● Task details
Scan the data beneath this task and copy each line that includes "React".

* START Data supplied *

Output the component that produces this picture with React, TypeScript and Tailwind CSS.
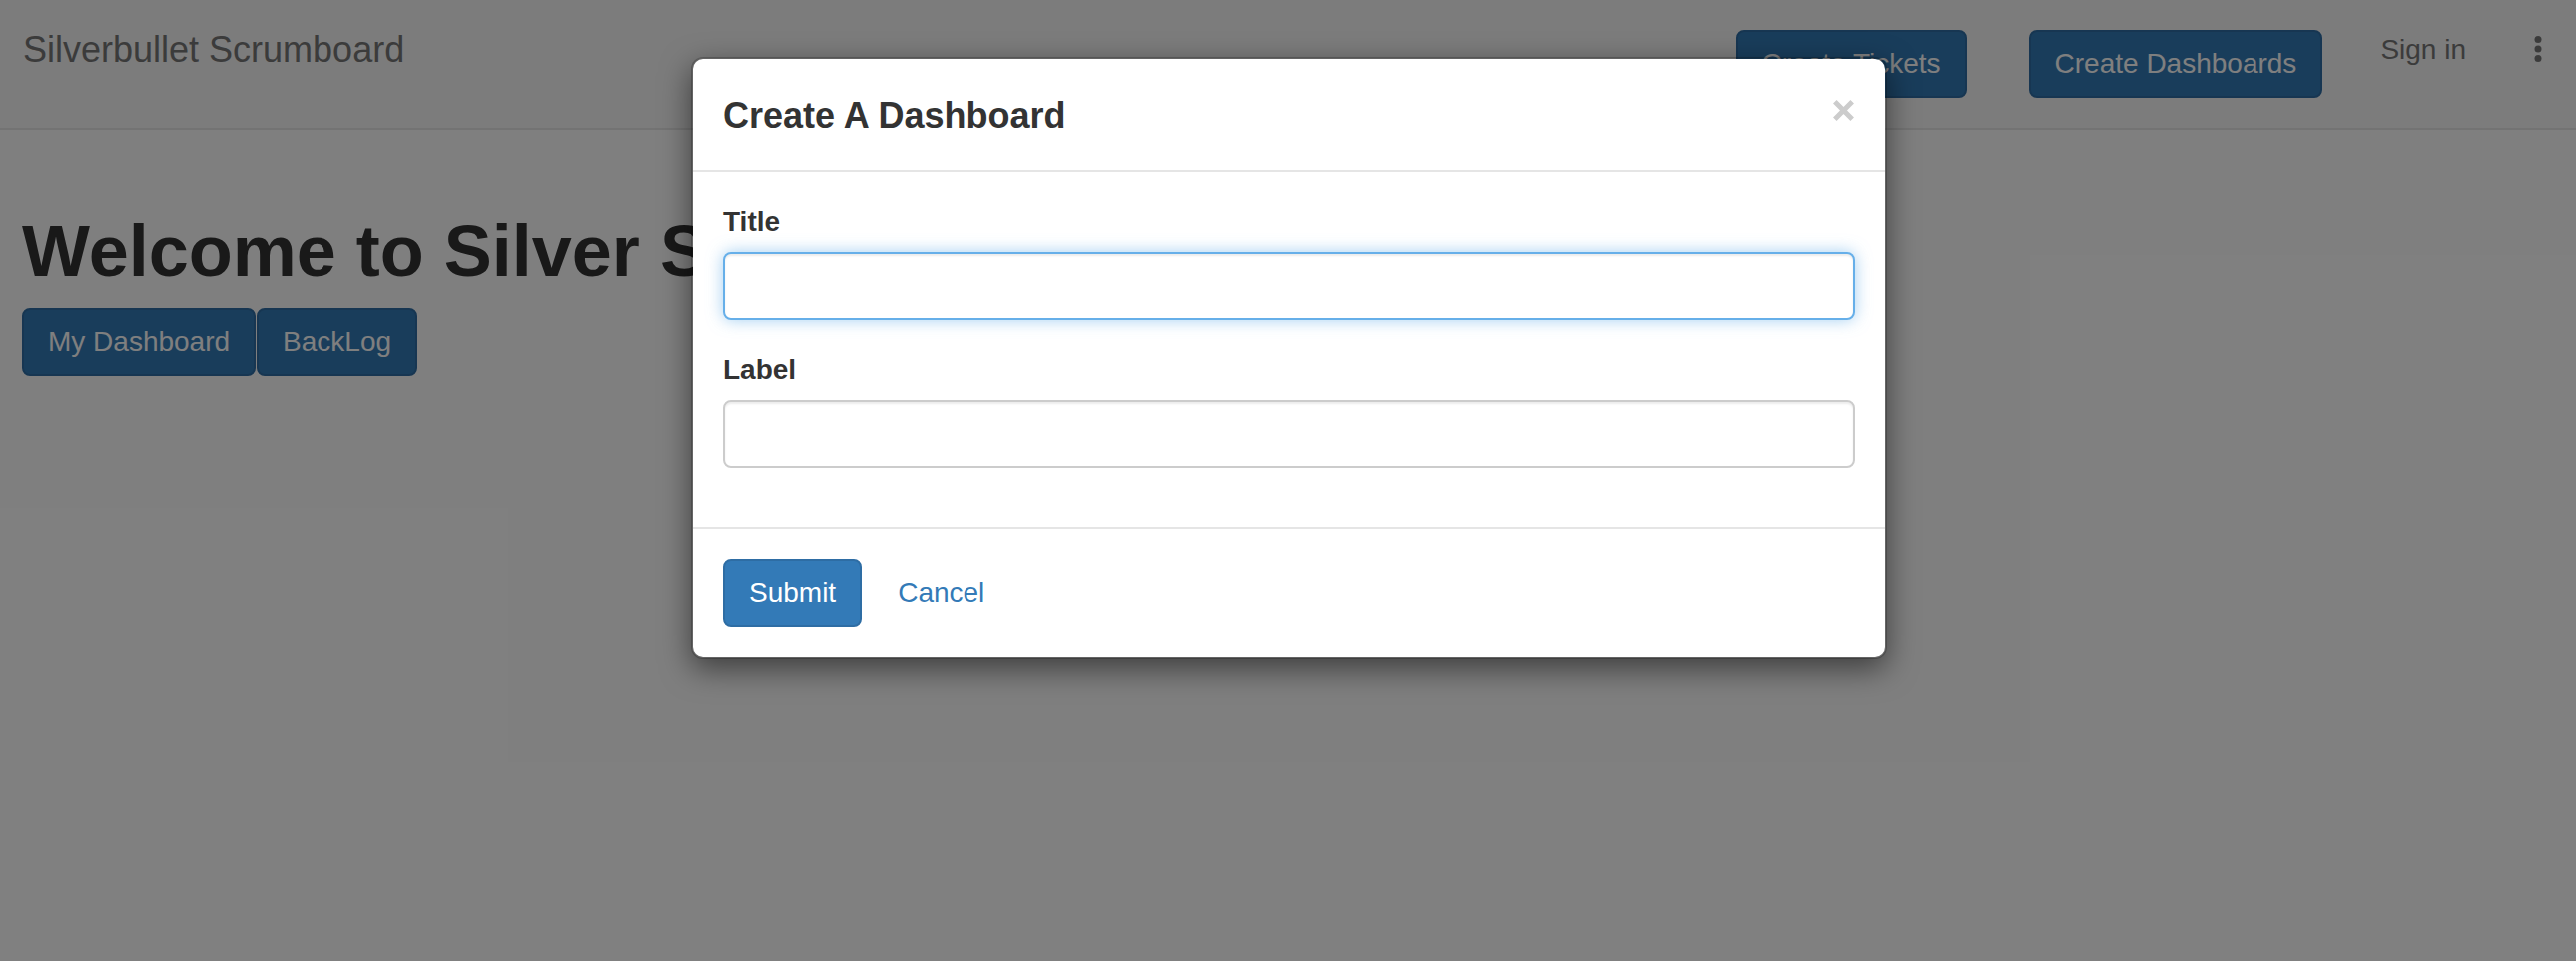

* END Data supplied *
* START Data supplied *

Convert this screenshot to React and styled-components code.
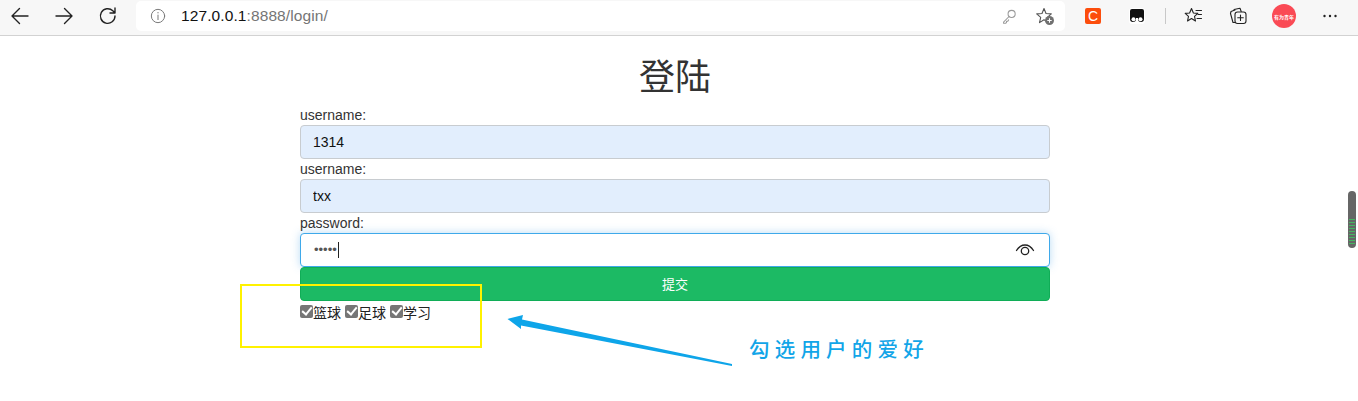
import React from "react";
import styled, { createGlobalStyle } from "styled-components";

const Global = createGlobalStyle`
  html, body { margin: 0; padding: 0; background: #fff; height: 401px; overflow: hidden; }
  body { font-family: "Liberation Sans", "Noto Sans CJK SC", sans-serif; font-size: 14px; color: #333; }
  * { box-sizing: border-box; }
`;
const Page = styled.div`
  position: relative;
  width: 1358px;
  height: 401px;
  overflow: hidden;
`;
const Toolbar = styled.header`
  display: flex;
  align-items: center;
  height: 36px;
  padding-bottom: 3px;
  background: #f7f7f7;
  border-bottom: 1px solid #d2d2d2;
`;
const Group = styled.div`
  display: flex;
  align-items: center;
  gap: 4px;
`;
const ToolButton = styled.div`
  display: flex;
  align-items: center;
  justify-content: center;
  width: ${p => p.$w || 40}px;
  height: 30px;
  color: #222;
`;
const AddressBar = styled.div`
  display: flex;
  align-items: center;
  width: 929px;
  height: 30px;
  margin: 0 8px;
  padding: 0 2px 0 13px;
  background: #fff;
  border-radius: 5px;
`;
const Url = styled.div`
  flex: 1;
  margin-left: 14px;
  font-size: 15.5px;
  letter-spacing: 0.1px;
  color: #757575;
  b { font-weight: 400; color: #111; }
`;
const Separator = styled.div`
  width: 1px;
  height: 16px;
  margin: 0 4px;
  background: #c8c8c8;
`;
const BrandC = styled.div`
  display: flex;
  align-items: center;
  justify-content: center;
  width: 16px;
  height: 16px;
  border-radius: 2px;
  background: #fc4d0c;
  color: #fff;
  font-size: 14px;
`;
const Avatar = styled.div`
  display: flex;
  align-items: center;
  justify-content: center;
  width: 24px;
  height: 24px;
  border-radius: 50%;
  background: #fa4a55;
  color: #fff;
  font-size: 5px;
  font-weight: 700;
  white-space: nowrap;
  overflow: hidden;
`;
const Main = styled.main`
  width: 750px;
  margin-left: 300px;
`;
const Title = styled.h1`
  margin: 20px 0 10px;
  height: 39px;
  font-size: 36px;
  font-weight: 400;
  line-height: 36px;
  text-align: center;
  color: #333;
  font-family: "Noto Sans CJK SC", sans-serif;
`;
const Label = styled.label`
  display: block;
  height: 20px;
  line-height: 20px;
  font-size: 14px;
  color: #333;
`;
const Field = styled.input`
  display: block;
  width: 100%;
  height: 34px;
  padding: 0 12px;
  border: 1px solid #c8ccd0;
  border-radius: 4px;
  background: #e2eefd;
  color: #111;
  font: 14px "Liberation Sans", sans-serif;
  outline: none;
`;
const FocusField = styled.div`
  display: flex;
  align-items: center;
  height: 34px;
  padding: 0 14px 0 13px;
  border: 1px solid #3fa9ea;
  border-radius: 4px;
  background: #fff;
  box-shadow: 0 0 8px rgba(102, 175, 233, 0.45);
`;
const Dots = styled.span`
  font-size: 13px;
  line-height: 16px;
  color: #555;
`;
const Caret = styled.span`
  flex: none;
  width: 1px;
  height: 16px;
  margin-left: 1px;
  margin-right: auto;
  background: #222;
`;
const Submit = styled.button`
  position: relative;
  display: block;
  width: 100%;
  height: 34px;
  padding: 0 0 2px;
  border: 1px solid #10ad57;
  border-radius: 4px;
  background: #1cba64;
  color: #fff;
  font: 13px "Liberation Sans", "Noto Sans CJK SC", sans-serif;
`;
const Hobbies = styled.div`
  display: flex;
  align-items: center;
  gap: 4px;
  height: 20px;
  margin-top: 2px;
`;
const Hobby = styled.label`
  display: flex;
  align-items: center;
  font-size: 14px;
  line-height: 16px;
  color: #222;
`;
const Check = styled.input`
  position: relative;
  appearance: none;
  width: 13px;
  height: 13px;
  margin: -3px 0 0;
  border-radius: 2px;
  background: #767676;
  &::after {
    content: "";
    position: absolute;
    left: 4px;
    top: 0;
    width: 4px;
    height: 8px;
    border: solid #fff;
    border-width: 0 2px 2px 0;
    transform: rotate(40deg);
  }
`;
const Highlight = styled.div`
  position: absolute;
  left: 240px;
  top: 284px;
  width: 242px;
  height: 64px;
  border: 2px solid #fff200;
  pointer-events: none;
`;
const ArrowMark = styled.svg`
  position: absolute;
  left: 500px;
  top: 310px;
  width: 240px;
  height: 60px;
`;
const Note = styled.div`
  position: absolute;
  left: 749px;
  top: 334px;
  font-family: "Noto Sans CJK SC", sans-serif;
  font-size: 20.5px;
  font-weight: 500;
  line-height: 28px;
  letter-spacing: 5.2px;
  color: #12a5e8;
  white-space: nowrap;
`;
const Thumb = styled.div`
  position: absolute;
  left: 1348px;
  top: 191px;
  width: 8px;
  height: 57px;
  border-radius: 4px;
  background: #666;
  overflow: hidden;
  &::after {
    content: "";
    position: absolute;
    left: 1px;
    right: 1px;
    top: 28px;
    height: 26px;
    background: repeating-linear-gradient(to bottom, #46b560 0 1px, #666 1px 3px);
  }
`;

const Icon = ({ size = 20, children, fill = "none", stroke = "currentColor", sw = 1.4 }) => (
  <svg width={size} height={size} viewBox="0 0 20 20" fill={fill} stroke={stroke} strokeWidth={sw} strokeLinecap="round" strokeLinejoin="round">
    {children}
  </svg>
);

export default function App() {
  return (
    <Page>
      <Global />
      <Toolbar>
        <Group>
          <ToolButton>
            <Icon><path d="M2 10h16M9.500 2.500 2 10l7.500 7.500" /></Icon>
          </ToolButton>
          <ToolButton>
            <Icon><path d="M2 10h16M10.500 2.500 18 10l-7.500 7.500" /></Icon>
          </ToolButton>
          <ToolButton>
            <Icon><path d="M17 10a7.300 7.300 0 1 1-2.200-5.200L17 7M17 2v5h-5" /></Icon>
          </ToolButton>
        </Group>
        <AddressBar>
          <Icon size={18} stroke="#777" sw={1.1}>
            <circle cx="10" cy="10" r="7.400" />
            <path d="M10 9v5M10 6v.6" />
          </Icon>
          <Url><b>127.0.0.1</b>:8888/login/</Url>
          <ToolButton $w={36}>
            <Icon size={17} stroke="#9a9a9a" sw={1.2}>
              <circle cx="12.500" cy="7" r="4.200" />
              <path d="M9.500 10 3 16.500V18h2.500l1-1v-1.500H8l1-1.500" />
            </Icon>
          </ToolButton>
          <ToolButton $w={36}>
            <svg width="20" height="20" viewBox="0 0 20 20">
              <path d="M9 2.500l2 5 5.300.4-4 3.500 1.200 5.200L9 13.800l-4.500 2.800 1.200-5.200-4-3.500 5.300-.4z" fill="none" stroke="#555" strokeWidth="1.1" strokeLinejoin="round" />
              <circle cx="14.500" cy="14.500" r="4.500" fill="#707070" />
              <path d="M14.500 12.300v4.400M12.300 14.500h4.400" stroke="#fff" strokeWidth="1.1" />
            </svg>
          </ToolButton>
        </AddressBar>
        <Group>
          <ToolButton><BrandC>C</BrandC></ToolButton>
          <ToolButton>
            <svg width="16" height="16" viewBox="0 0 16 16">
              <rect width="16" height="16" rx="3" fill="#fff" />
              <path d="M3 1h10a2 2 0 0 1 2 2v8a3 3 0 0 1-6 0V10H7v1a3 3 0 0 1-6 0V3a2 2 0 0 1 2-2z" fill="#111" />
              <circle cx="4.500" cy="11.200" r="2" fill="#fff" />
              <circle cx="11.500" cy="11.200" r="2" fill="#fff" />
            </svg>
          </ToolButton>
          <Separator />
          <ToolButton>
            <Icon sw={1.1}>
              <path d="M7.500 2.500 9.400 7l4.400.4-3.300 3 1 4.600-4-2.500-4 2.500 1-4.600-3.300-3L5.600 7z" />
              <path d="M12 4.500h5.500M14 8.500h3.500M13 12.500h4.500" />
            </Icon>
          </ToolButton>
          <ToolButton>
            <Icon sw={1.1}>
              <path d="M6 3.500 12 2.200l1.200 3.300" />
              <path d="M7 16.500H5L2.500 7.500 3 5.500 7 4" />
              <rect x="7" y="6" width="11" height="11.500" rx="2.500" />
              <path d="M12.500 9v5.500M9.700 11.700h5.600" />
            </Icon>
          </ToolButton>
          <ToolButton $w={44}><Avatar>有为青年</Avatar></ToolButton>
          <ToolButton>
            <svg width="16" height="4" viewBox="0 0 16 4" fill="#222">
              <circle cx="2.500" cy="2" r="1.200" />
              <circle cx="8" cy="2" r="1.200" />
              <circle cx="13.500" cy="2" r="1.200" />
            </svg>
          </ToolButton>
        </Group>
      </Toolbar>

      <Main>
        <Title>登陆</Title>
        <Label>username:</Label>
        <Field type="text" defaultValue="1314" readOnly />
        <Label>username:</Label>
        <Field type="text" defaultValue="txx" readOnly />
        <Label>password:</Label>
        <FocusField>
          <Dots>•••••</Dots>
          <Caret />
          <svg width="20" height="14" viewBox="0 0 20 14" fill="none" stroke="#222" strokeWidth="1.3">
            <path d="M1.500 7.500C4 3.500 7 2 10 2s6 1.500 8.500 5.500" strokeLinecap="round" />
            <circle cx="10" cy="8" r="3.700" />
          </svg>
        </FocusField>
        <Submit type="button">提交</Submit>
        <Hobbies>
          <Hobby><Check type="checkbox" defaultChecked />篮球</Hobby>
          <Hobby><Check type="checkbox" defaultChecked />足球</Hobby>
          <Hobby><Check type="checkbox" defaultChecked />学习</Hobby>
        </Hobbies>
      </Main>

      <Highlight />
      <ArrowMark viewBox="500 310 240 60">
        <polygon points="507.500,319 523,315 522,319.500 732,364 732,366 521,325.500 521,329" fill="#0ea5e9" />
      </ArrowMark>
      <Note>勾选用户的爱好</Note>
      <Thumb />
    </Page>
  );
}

* END Data supplied *

● Full answer
Output the component that produces this picture with React, TypeScript and Tailwind CSS.
Convert this screenshot to React and styled-components code.
import React from "react";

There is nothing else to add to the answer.